Clayton Boyer Clock Designs
"Ferguson's Mechanical Paradox Orrery"
Here is an easy weekend project that is truly amazing. I spent less than ten hours of shop time, over two days, building this wonderful mechanism, and yet it can illustrate so much. For example, it shows the consistence of the tilt of the earth that is responsible for the seasons as the earth progresses around the sun throughout the year.
This simple mechanism also shows the retrograde motion of the nodes of the Moon’s orbit throughout its 18.6 year cycle, called the Precession of the Nodes, from which one can predict both solar and lunar eclipses. There is also an indicator for the Recession of the Line Of Apsides, which is the ellipse of the lunar orbit slowly rotating counterclockwise in about 8.85 years. In addition the Orrery allows one to determine the hours of daylight or darkness on any place on earth at any time of the year, and the Annual Index on the Moveable Frame points to the day of the month, the month, and the sun’s location in the zodiac.

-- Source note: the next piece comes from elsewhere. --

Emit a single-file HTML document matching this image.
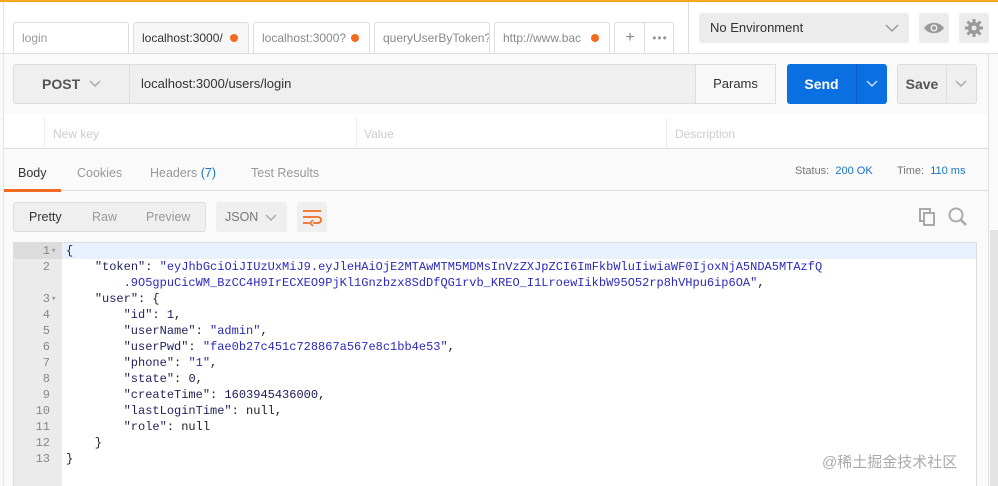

The accuracy of the complex and various workings of these five simple gears is phenomenal. For example, the Moon’s Nodes indicator is only off by 41 days in one full cycle of 18.6 years, and the Moon’s Apogee period indicator is only off about 20 days in the cycle’s 8 years 290 days. Included are Ferguson’s explanations on how to compensate for these slight errors to get correct predictions.
Not interested in all that science? This is still a truly amazing, and elegantly simple project that is just fun to watch all the movement as you crank it around. It is also a great project to begin learning how to cut wooden gears, since there are only five required in this mechanism.
Also included is an excerpt, in Ferguson’s own words, explaining his Mechanical Paradox and the operation and use of his Orrery.
After reading Ferguson’s explanation of his Mechanical Paradox, I just had to build one. Briefly, the Mechanical Paradox is made of three wheels – Ferguson later added another two wheels to create his orrery. So we start with just three wheels, and all have the same number of teeth. We will call these wheels D, E, and F - because that’s what Ferguson called them. Wheel D is stationary and wheel E turns around D. Now here’s the part I couldn’t get my head around – when wheel E makes one trip around stationary wheel D, E rotates twice! How is that possible when all the wheels have the same number of teeth? And lastly, wheel F, which is turned by wheel E, does not rotate at all in reference to wheel D. Ferguson was certainly right in calling it a “paradox”.